As a source of factual information, the globe offers specific data, whether provided on a physical, political or celestial map. It shows rivers, ponds (some no longer existent), the shape of the coastline, which was also subject to changes, or sea currents. There are mountains and mountain ranges with the information, names and elevations of the time. There are images of woodlands, often depicted with very specific, unified features. There are historical toponyms. Philologists will appreciate the possibility of studying the development of the national geographical nomenclature over time. The extent to which descriptions and comparisons of historical toponyms on globes should be carried out remains a matter for discussion, and how to directly link the search for unified toponyms with the digital globe is also open for debate.

The map legend explains to the researcher the size and status of settlements, the economy and the political context. It may also contain statistical information. It should be transcribed in detail in all its original language versions and ideally also translated into the current language. All this can serve to annotate the globe in detail.

Celestial globes are important for the history of astronomy. Astronomical globes depict ancient constellations, allegories, ideas about the size of stars and so on [68]. For celestial globes, it will be necessary to address the issue of the unification of nomenclature so as to avoid any confusion of terms. The history of globes is also connected with decorations in the ceremonial halls of aristocratic mansions, in monastic libraries as a symbol of education, etc. Historians or archivists can research the history of ownership, or the actual paths taken by these art objects and the reasons behind this movement. The projected globes could theoretically be linked to information on original mansions, castles, chateaus or presentation libraries, with their history and interiors.

Globes have been used as teaching aids since the 19th century and were usually supplemented with instructions for use and examples for teaching geography. They are valuable for research into the history of the didactics of geography and mathematical cartography. They acquaint researchers with the state of knowledge in the field and the quality of teaching at various types of schools where these aids were compulsorily introduced. In this connection, it is also possible to examine how these aids are promoted by the ministries of education, and how well the schools and school offices are equipped. Comparisons can also be made within different regions. In this case, the digital globes could be supplemented with full texts of scanned manuals, textbooks, ministerial decrees or links to archival material, all in compliance with copyright and proprietary rights. Examples of period school offices can also shed light on the history of the use of globes.

Globes provide information on cartographers, engravers, translators, publishers and makers. Cartographers who produced globe maps were usually involved in the production of old maps, and this production complemented their wider activity in publishing maps, atlases and globes. This information offers a wide range of options for making links to digitized biographical dictionaries, bibliographies of authors, information about their lives, and their images.

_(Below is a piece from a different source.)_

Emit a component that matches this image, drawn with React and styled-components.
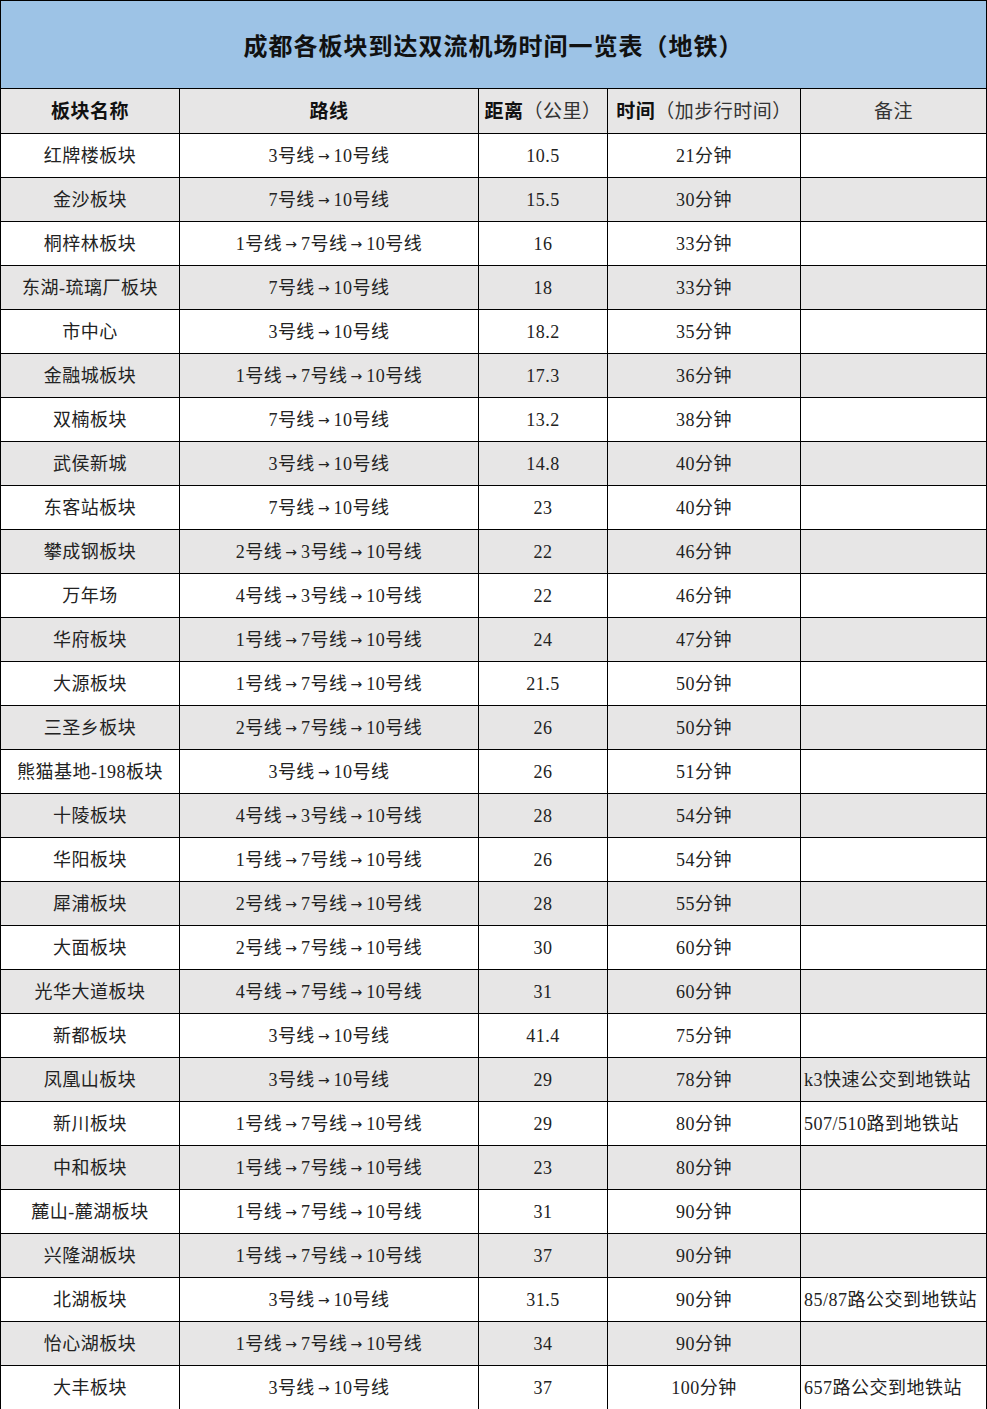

Additional factual information can be obtained in the fields of book culture, the history of publishing houses, their production and the production of school geographical aids in the region concerned. Of equal interest is the development of trades, the origins of a company and the beginning of and the reason behind the production or sale of a globe. This information retrospectively helps to identify the missing data on the date of the publication of the document. The researcher can also examine the printing techniques used to make the globe map. If in some cases the printing plates have survived, then valuable hands-on experiments can be made with reprints of the work. Even without an imprint, it is possible to reconstruct no longer existing globes that have survived only on printing plates and to use them as a source of new information. This is why printing plates and stones also become items of map collections. Here, it is quite appropriate to make a link to dictionaries of printers, publishers and companies involved in the publication of globes or teaching aids, as the case may be.

Information about the manufactories producing globes is essential for the history of the industry. Of interest to humanities studies is the impact of the war on small manufacturers and education systems, and the interventions of totalitarian regimes and censorship in the production and creation of these teaching aids. Some patented inventions, such as composing globes, are an interesting part of the history of patents [69].

Furthermore, it is possible to study the development of geographical instruments in their entirety; that is, globes, both terrestrial and celestial, planetariums, armillary spheres and sololunaria. The question is how to digitize and present these complex devices. The digitized objects can be used to create further reconstructions of possible usage, not only to enable rotating and zooming in on them, for example [70].

Like the bibliographic description of an old map, the metadata description of a globe should be improved from the simplest to the most complex form of description. Metadata not only enable subsequent retrieval by the user, but in the event of damage or even loss, they can provide very accurate information that can be used to reconstruct or trace the given collection item.

Globes are usually described individually, but there are cases where they are described as a set or pair. Indeed, old globes were usually made in pairs, that is, as terrestrial and celestial globes [71]. Therefore, it is advisable to try to track down information about the second, paired globe in information sources and mention it at least in the metadata description, if there is no online availability of the paired globe. According to the available information, J. Jüttner did not make a star globe as the second in the pair. Therefore, this matter need not be given further attention.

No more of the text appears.